A good number of mortgage lenders were already ramping up their reverse mortgage marketing just prior to the housing meltdown and recession of 2008 and the early 2010’s. There was (and is) good reason to do so. While Millennials may have become the largest percentage of homebuyers, the largest percentage of homeowners remains Americans over age 55 at 54%. That’s a mix of Generation X and Baby Boomers. Some believe that Baby Boomers and even Gen X’ers will prefer to “age in place” as they enter their 50s, 60s and beyond.
All of these indicators strongly suggest there will be a substantial market for older Americans seeking to maintain some level of financial means as they reach or near retirement age.
While there are a number of types of reverse mortgage, it’s the Home Equity Conversion Mortgage (HECM) that we believe lenders will be gravitating toward. That’s because it’s the only type of reverse mortgage that can be insured by the FHA. And just as the requirements for HECM eligibility (for both lenders, who must be FHA-approved lenders, and borrowers) are a bit more specific, so too are the requirements for settlement and closing.

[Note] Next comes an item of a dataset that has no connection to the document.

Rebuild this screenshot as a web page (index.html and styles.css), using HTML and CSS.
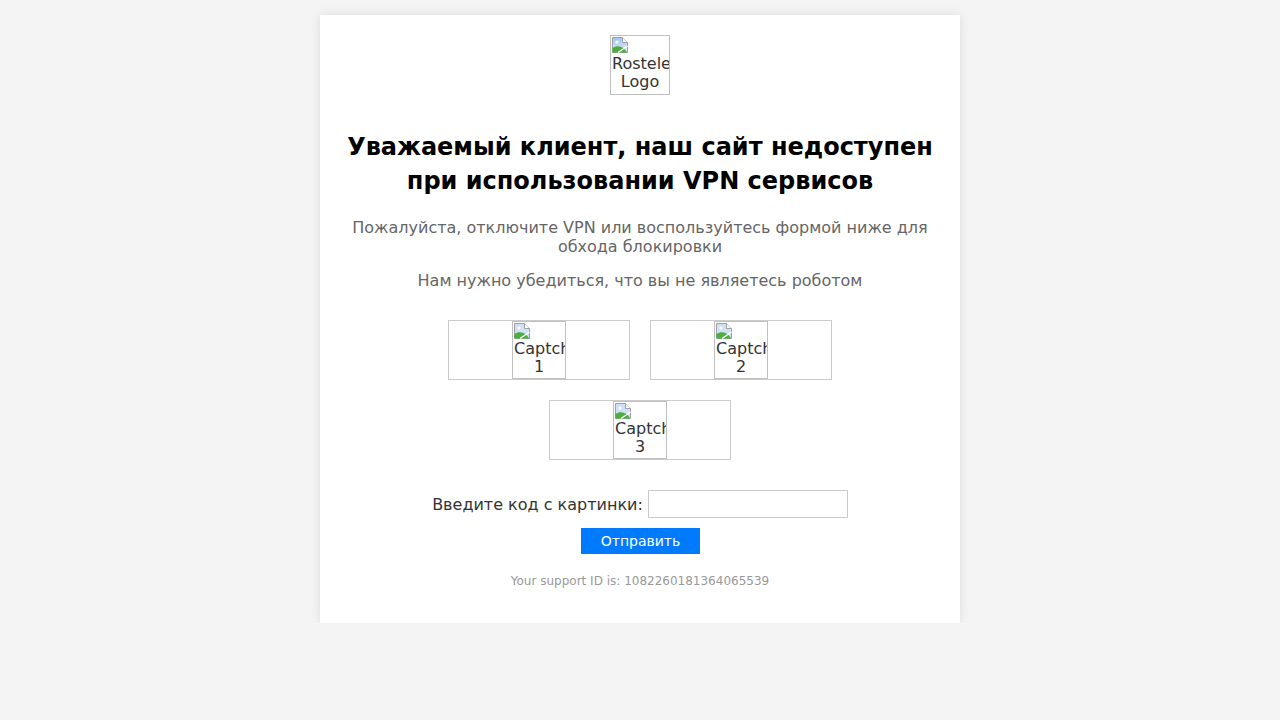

Not everyone can close a HECM loan
One of the major requirements for a HECM closing is that all participating borrowers, non-borrowing spouses and attorneys-in-fact must receive HUD-approved counseling and a Counseling Certificate prior to opening escrow. That includes a series of paperwork requirements and consultation with HUD qualified counselors.
Here, again, is another great example of why the most successful mortgage lenders choose their third party service providers (including closers and title firms) carefully. With reverse mortgage volume way down during the refinance boom, it hasn’t been the priority of many title and closing firms to earn their reverse mortgage credentials or get acquainted with HECM-focused requirements and technology.
Thus, not every title agency is approved to conduct or even capable of conducting a HECM closing. Not every agency has the technology and expertise to conduct a HECM closing efficiently.
For a lender seeking to grow into this product line, therefore, it will be important that said lender is partnered with HECM-caliber closing companies.
Kriss Law/Atlantic Closing & Escrow has some exciting news coming on that front. We can’t share all of the news yet. However, here’s a hint. We will be one of those title agencies with the capability of serving and counseling mortgage lenders who seek to grow into the high potential market of HECMs and reverse mortgages.
Stay tuned for the details!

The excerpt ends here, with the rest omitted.